Beyond board and C-suite (CEO, COO, CFO) awareness, the most important factor in overall cybersecurity outcomes is the involvement of and leadership from the chief legal officer’s/GC’s office. Without it, few organizations can build or maintain effective, layered defenses, and fewer still can successfully recover from a data breach or security crisis.

2. Develop and implement a data-focused cybersecurity plan.

The GC must be actively involved in driving the creation of a plan for cyber defense, data security, incident response, employee training, executive reporting and crisis communication.

Several years ago, we worked with a large transportation logistics company to create a data-centric cybersecurity program using our own security controls framework aligned with their existing information security management system (ISMS). At a certain point in our program development efforts, organizational leaders began to “tune out” of the process.

We’ve found that one effective way to combat that disengagement is to have the chief legal officer hold a workshop for senior leaders. In doing so, prepare the officer to focus on how each executive’s “focus area” is dependent on a mature, effective cybersecurity program. This can help encourage a surge of involvement from the very top, carrying your team through the process and over the finish line.

3. Communicate cyber risk to the board, senior executives and regulators.

The GC must be able to explain the company’s cyber risk in clear and concise terms, and they should recommend steps that the company take to mitigate those risks.

Consider the implementation of training cohorts to achieve this goal, and remember that participants will come from widely varied backgrounds and motivation levels. For example, one of our recent training cohorts (from an insurance carrier client) had course participants from across its legal, compliance, risk management, cybersecurity, IT and HR departments.

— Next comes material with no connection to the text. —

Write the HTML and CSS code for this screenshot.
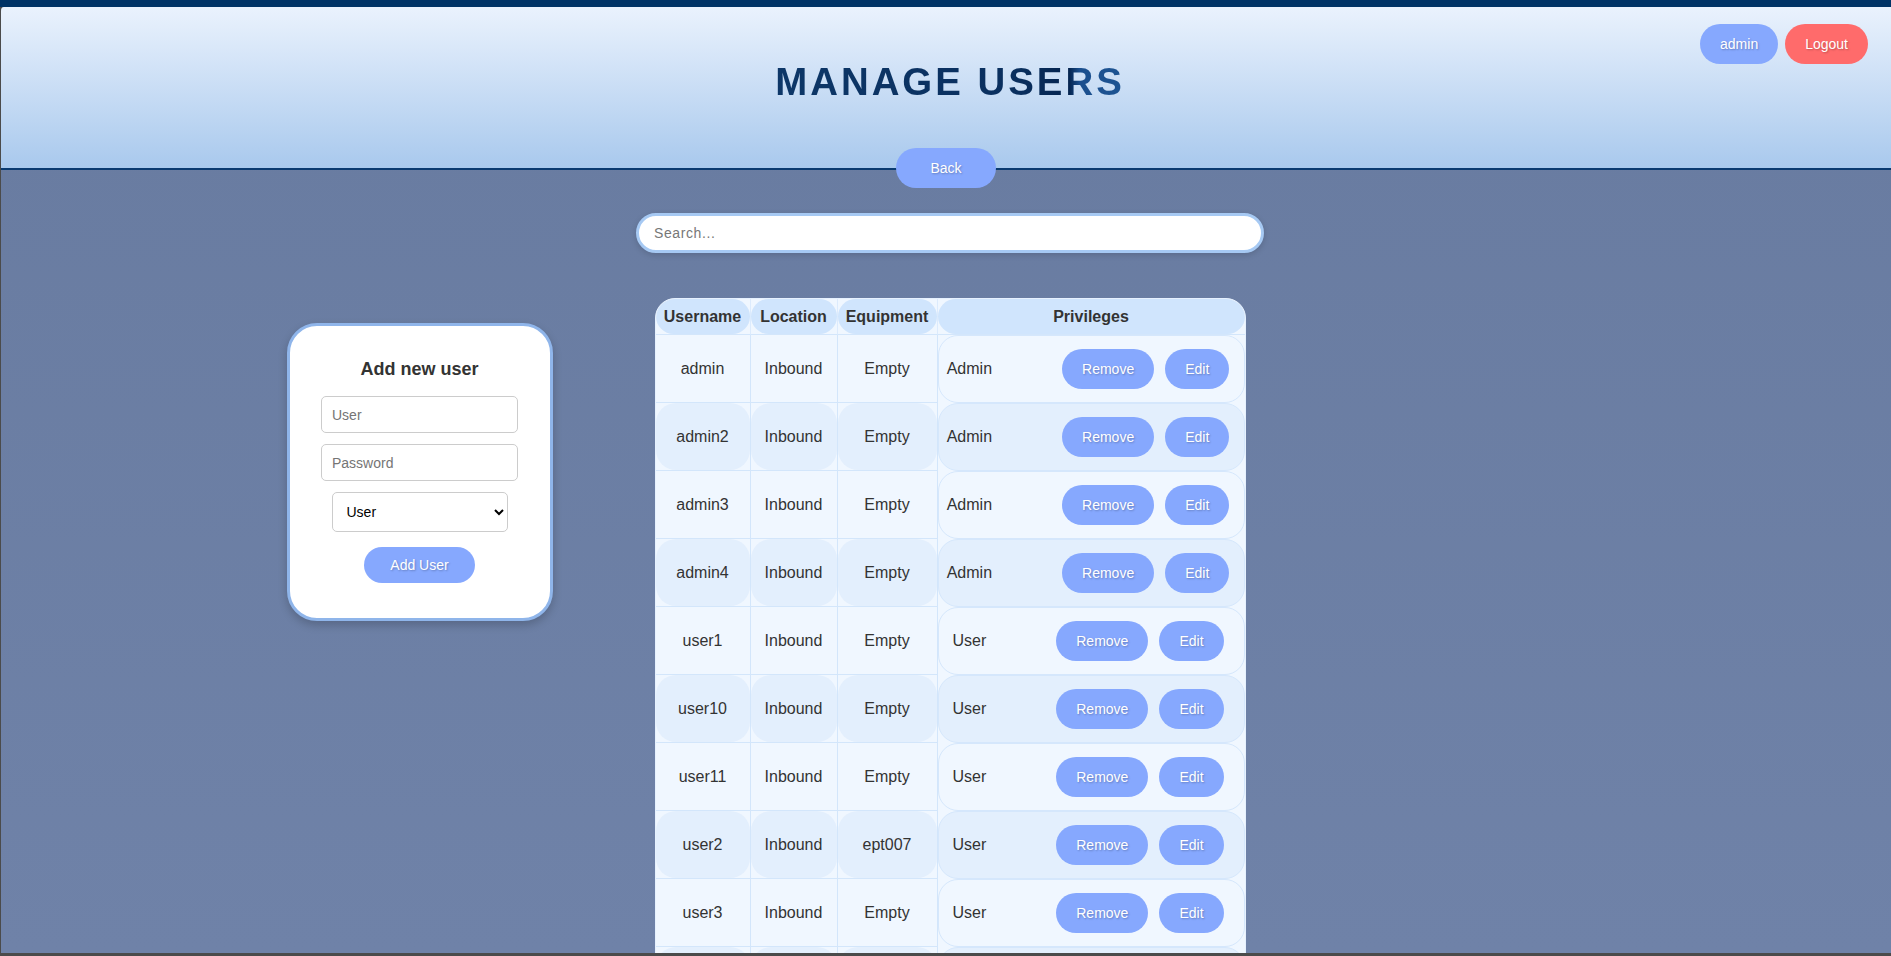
FILE: index.html
```html
<!DOCTYPE html>
<html lang="en">
<head>
<meta charset="utf-8">
<title>Manage Users</title>
<link rel="stylesheet" href="styles.css">
</head>
<body>
<div class="topbar"></div>
<div class="window">
  <header class="header">
    <h1 class="title"><span class="title-text">MANAGE USERS</span></h1>
    <div class="user-menu">
      <button class="pill blue">admin</button>
      <button class="pill red">Logout</button>
    </div>
  </header>
  <div class="back-row"><button class="pill blue back">Back</button></div>
  <div class="search-row"><input class="search" type="text" placeholder="Search..."></div>
  <div class="content">
    <form class="card">
      <h2 class="card-title">Add new user</h2>
      <input class="field" type="text" placeholder="User">
      <input class="field" type="password" placeholder="Password">
      <select class="role-select"><option>User</option><option>Admin</option></select>
      <button type="button" class="pill blue add">Add User</button>
    </form>
    <div class="table-wrap">
      <table class="users">
        <colgroup><col class="c-user"><col class="c-loc"><col class="c-eq"><col></colgroup>
        <thead>
          <tr>
            <th><div class="th-in">Username</div></th>
            <th><div class="th-in">Location</div></th>
            <th><div class="th-in">Equipment</div></th>
            <th><div class="th-in">Privileges</div></th>
          </tr>
        </thead>
        <tbody>
          <tr><td><div class="cell">admin</div></td><td><div class="cell">Inbound</div></td><td><div class="cell">Empty</div></td><td class="priv-td"><div class="priv"><span class="role">Admin</span><button class="pill blue">Remove</button><button class="pill blue edit">Edit</button></div></td></tr>
          <tr><td><div class="cell">admin2</div></td><td><div class="cell">Inbound</div></td><td><div class="cell">Empty</div></td><td class="priv-td"><div class="priv"><span class="role">Admin</span><button class="pill blue">Remove</button><button class="pill blue edit">Edit</button></div></td></tr>
          <tr><td><div class="cell">admin3</div></td><td><div class="cell">Inbound</div></td><td><div class="cell">Empty</div></td><td class="priv-td"><div class="priv"><span class="role">Admin</span><button class="pill blue">Remove</button><button class="pill blue edit">Edit</button></div></td></tr>
          <tr><td><div class="cell">admin4</div></td><td><div class="cell">Inbound</div></td><td><div class="cell">Empty</div></td><td class="priv-td"><div class="priv"><span class="role">Admin</span><button class="pill blue">Remove</button><button class="pill blue edit">Edit</button></div></td></tr>
          <tr><td><div class="cell">user1</div></td><td><div class="cell">Inbound</div></td><td><div class="cell">Empty</div></td><td class="priv-td"><div class="priv"><span class="role">User</span><button class="pill blue">Remove</button><button class="pill blue edit">Edit</button></div></td></tr>
          <tr><td><div class="cell">user10</div></td><td><div class="cell">Inbound</div></td><td><div class="cell">Empty</div></td><td class="priv-td"><div class="priv"><span class="role">User</span><button class="pill blue">Remove</button><button class="pill blue edit">Edit</button></div></td></tr>
          <tr><td><div class="cell">user11</div></td><td><div class="cell">Inbound</div></td><td><div class="cell">Empty</div></td><td class="priv-td"><div class="priv"><span class="role">User</span><button class="pill blue">Remove</button><button class="pill blue edit">Edit</button></div></td></tr>
          <tr><td><div class="cell">user2</div></td><td><div class="cell">Inbound</div></td><td><div class="cell">ept007</div></td><td class="priv-td"><div class="priv"><span class="role">User</span><button class="pill blue">Remove</button><button class="pill blue edit">Edit</button></div></td></tr>
          <tr><td><div class="cell">user3</div></td><td><div class="cell">Inbound</div></td><td><div class="cell">Empty</div></td><td class="priv-td"><div class="priv"><span class="role">User</span><button class="pill blue">Remove</button><button class="pill blue edit">Edit</button></div></td></tr>
          <tr><td><div class="cell"></div></td><td><div class="cell"></div></td><td><div class="cell"></div></td><td class="priv-td"><div class="priv"></div></td></tr>
        </tbody>
      </table>
    </div>
    <div class="spacer"></div>
  </div>
</div>
</body>
</html>
```
FILE: styles.css
```css
html, body {
  margin: 0;
  padding: 0;
}

body {
  font-family: "Liberation Sans", Arial, sans-serif;
  background: #4b4b4b;
  overflow: hidden;
}

.topbar {
  height: 7px;
  background: #003366;
}

.window {
  height: 949px;
  box-sizing: border-box;
  border-left: 1px solid #4b4b4b;
  border-bottom: 3px solid #4b4b4b;
  border-top-left-radius: 4px;
  overflow: hidden;
  background: linear-gradient(#687ba0, #6f82a8);
  display: flex;
  flex-direction: column;
}

.header {
  position: relative;
  flex: none;
  height: 163px;
  box-sizing: border-box;
  padding: 52px 0 0 8px;
  border-bottom: 2px solid #0a3a70;
  background: linear-gradient(#eaf2fd, #a9c9ed);
}

.title {
  margin: 0;
  text-align: center;
  font-size: 38.4px;
  line-height: 46px;
  font-weight: 700;
  letter-spacing: 3px;
}

.title-text {
  display: inline-block;
  background: linear-gradient(90deg, #0d3768 0%, #0a2f5e 70%, #04244f 84%, #1b4f8e 87%, #1d5492 100%);
  -webkit-background-clip: text;
  background-clip: text;
  color: transparent;
}

.user-menu {
  position: absolute;
  top: 17px;
  right: 23px;
  display: flex;
  gap: 7px;
}

.pill {
  border: none;
  border-radius: 20px;
  padding: 12px 20px;
  font-family: "Liberation Sans", Arial, sans-serif;
  font-size: 14px;
  line-height: 16px;
  color: #fff;
  text-shadow: 1px 1px 2px rgba(0, 0, 0, 0.25);
}

.blue {
  background: #86a8fe;
}

.red {
  background: #ff6b6b;
}

.back-row {
  position: relative;
  flex: none;
  display: flex;
  justify-content: center;
  margin-top: -22px;
}

.back {
  width: 100px;
  padding: 12px 0;
}

.search-row {
  flex: none;
  display: flex;
  justify-content: center;
  padding-left: 8px;
  margin-top: 25px;
}

.search {
  width: 628px;
  height: 40px;
  box-sizing: border-box;
  border: 3px solid #a6c9f3;
  border-radius: 20px;
  padding: 0 15px;
  font-family: "Liberation Sans", Arial, sans-serif;
  font-size: 14px;
  letter-spacing: 0.6px;
  background: #fff;
  box-shadow: 0 2px 6px rgba(0, 0, 0, 0.15);
  outline: none;
}

.search::placeholder {
  color: #777;
}

.content {
  flex: none;
  display: grid;
  grid-template-columns: 1fr auto 1fr;
  align-items: start;
  padding-left: 8px;
  margin-top: 45px;
}

/* Add user card */
.card {
  justify-self: end;
  margin: 25px 102px 0 0;
  width: 266px;
  box-sizing: border-box;
  padding: 33px 31px 35px;
  border: 3px solid #8fb5ea;
  border-radius: 30px;
  background: #fff;
  box-shadow: 0 4px 10px rgba(0, 0, 0, 0.2);
  display: flex;
  flex-direction: column;
  align-items: center;
}

.card-title {
  margin: 0 0 16px;
  font-size: 18px;
  line-height: 21px;
  font-weight: 700;
  color: #333;
}

.field {
  width: 197px;
  height: 37px;
  box-sizing: border-box;
  border: 1px solid #ccc;
  border-radius: 5px;
  padding: 0 10px;
  margin: 0 0 11px;
  font-family: "Liberation Sans", Arial, sans-serif;
  font-size: 14px;
  background: #fff;
}

.field::placeholder {
  color: #757575;
}

.role-select {
  width: 176px;
  height: 40px;
  box-sizing: border-box;
  border: 1px solid #ccc;
  border-radius: 5px;
  padding: 0 10px;
  font-family: "Liberation Sans", Arial, sans-serif;
  font-size: 14px;
  color: #000;
  background: #fff;
}

.add {
  margin-top: 15px;
  padding: 10px 26px;
  border-radius: 18px;
}

/* Users table */
.table-wrap {
  width: 591px;
  box-sizing: border-box;
  border: 1px solid #e6f1fe;
  border-radius: 20px;
  overflow: hidden;
  background: #f0f7ff;
}

.users {
  width: 100%;
  border-collapse: separate;
  border-spacing: 0;
  table-layout: fixed;
  color: #333;
  font-size: 16px;
}

.c-user { width: 95px; }
.c-loc { width: 87px; }
.c-eq { width: 100px; }

.users th {
  padding: 0;
  border-right: 1px solid #dcebfd;
  border-bottom: 1px solid #d3e6fb;
}

.users th:last-child {
  border-right: none;
}

.th-in {
  height: 35px;
  display: flex;
  align-items: center;
  justify-content: center;
  background: #d0e5fd;
  border-radius: 18px;
  font-weight: 700;
}

.users td {
  padding: 0;
  border-right: 1px solid #d3e6fb;
  border-bottom: 1px solid #d3e6fb;
}

.users td.priv-td {
  border: none;
}

.cell {
  height: 67px;
  display: flex;
  align-items: center;
  justify-content: center;
  border-radius: 20px;
}

.priv {
  height: 68px;
  box-sizing: border-box;
  border: 1px solid #d5e7fc;
  border-radius: 20px;
  padding-right: 6px;
  display: flex;
  align-items: center;
  justify-content: center;
}

.users tbody tr:nth-child(even) .cell,
.users tbody tr:nth-child(even) .priv {
  background: #e3effd;
}

.role {
  margin-right: 70px;
}

.edit {
  margin-left: 11px;
}
```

The organization had suffered a recent data breach. The audit committee’s investigation with an outside firm pointed to failures in how the organization managed and reported on risk.

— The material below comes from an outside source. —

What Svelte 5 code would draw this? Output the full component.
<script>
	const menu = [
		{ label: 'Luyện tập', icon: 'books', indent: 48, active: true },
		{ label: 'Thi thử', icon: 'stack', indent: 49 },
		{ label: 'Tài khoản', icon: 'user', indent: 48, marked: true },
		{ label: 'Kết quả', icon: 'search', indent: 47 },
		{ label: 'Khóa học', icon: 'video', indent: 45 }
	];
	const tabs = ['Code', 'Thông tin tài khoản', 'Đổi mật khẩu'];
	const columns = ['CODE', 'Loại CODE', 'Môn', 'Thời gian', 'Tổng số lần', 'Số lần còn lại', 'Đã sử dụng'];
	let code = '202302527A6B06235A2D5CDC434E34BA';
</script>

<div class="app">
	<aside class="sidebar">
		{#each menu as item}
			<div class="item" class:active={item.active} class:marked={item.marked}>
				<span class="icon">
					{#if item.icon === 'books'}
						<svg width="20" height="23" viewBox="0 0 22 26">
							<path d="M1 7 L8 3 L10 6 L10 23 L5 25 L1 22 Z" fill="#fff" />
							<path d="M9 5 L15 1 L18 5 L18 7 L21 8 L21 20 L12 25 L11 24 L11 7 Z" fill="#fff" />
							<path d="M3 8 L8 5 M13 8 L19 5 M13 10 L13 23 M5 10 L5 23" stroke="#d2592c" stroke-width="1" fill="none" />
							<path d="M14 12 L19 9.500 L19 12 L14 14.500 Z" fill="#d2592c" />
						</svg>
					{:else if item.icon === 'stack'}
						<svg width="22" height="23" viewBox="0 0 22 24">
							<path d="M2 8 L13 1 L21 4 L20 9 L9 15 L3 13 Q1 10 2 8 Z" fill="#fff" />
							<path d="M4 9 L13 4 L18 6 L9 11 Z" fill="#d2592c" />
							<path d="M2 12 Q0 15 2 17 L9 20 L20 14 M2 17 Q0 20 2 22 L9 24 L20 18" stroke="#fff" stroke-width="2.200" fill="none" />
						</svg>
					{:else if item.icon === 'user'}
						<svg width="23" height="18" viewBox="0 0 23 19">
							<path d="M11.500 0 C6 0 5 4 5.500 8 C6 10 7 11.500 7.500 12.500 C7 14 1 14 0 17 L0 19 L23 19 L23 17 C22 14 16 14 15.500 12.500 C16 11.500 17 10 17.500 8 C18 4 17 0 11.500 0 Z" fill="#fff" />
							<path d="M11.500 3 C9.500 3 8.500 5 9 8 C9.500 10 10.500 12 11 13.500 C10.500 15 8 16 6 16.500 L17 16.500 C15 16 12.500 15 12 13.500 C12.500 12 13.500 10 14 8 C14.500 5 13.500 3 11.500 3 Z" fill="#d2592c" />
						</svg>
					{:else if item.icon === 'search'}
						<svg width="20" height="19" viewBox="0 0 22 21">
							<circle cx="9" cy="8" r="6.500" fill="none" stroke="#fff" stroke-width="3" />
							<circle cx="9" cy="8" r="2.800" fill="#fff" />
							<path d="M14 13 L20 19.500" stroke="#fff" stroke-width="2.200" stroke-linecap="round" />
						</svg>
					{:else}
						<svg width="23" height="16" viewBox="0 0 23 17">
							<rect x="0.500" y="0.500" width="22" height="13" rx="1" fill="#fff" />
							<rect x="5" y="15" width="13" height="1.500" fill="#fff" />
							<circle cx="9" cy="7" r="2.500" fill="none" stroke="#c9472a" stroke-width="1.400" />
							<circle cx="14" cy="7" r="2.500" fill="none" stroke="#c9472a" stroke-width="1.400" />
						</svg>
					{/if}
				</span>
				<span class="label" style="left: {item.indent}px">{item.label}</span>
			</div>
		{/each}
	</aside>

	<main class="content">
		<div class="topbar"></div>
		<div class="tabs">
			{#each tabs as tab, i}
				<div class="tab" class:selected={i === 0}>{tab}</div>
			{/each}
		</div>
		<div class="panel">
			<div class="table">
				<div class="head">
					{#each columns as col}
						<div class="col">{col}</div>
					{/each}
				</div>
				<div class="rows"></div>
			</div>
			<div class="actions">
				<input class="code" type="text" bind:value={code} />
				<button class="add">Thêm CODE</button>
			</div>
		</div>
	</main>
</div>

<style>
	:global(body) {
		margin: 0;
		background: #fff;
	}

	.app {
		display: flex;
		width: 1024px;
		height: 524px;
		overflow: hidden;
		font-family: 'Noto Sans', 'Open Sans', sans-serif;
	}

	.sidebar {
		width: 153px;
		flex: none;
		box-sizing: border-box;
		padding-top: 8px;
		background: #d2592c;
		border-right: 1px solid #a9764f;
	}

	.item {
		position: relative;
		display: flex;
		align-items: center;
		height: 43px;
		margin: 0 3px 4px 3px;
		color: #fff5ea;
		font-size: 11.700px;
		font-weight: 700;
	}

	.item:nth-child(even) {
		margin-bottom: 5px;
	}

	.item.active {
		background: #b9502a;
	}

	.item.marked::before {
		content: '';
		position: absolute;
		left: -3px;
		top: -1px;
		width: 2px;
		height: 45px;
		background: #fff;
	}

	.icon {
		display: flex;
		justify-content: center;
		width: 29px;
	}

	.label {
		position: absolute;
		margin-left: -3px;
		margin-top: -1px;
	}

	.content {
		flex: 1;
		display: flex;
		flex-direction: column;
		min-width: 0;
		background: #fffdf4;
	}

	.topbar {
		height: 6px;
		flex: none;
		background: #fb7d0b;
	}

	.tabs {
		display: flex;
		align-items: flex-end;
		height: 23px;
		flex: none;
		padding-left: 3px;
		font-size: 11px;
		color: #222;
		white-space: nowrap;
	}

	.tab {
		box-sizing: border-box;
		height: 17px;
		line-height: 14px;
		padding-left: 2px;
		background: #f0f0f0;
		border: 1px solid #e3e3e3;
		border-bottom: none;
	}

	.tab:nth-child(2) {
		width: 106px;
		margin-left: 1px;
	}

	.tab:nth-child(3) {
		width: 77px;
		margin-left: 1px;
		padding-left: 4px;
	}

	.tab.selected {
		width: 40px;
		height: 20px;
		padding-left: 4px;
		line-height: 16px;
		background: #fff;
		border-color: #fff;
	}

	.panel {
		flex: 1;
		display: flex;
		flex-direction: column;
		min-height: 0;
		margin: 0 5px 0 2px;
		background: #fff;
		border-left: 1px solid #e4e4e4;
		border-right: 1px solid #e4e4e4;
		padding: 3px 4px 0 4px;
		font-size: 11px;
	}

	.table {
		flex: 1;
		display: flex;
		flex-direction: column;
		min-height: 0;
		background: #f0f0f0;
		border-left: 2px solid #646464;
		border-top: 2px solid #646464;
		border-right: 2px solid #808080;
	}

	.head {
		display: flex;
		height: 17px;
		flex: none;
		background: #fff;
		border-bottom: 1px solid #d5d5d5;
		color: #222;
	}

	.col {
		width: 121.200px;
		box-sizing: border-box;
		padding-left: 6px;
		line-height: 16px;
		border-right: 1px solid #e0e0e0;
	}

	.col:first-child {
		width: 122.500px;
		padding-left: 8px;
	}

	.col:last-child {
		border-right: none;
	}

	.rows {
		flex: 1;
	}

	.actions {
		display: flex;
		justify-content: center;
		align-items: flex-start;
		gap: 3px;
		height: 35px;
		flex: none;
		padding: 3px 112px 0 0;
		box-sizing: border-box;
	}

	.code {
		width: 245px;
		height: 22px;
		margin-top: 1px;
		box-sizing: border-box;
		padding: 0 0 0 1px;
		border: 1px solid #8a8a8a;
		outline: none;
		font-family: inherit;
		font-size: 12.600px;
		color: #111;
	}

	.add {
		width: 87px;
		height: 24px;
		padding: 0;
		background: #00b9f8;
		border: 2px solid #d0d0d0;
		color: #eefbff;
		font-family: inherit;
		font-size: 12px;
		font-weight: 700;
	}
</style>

In instances like these, build a baseline, shared understanding of why cybersecurity risk reporting and risk management efforts were critical in the scenario, what was required, who was responsible (and accountable), what needed to happen and when, how disclosures were to be made and what types of follow-up were required.

4. Network with peers, share information and stay current on cyber threats.

The GC is ultimately responsible, along with senior executives, for defining an organization’s risk appetite, tolerance levels and thresholds. The GC must “digitally transform” to the same extent organizations have digitally transformed their infrastructure and operations.

One way to support this transformation is through targeted organizational change management consulting. Even if a GC understands how their role has changed, they may lack a clear plan for “up-skilling” personally or redirecting the legal department to prioritize cybersecurity risk and concerns.

Assess their professional capabilities and knowledge as well as the organization’s structure, and perform an organizational network analysis (OAN). We’ve found it’s effective to devise a “get-better” plan (including detailed action steps and an overall program timeline) aimed at getting the team “leveled up” within a reasonable timeframe—nine months, based on my experience.

Wrapping Up

By taking these four steps, the general counsel/chief legal officer can help to ensure that the organization is prepared for cybersecurity threats and data risks. This proactive approach can help inform board members and senior executives, support better risk decision-making and protect the organization’s data, reputation and bottom line.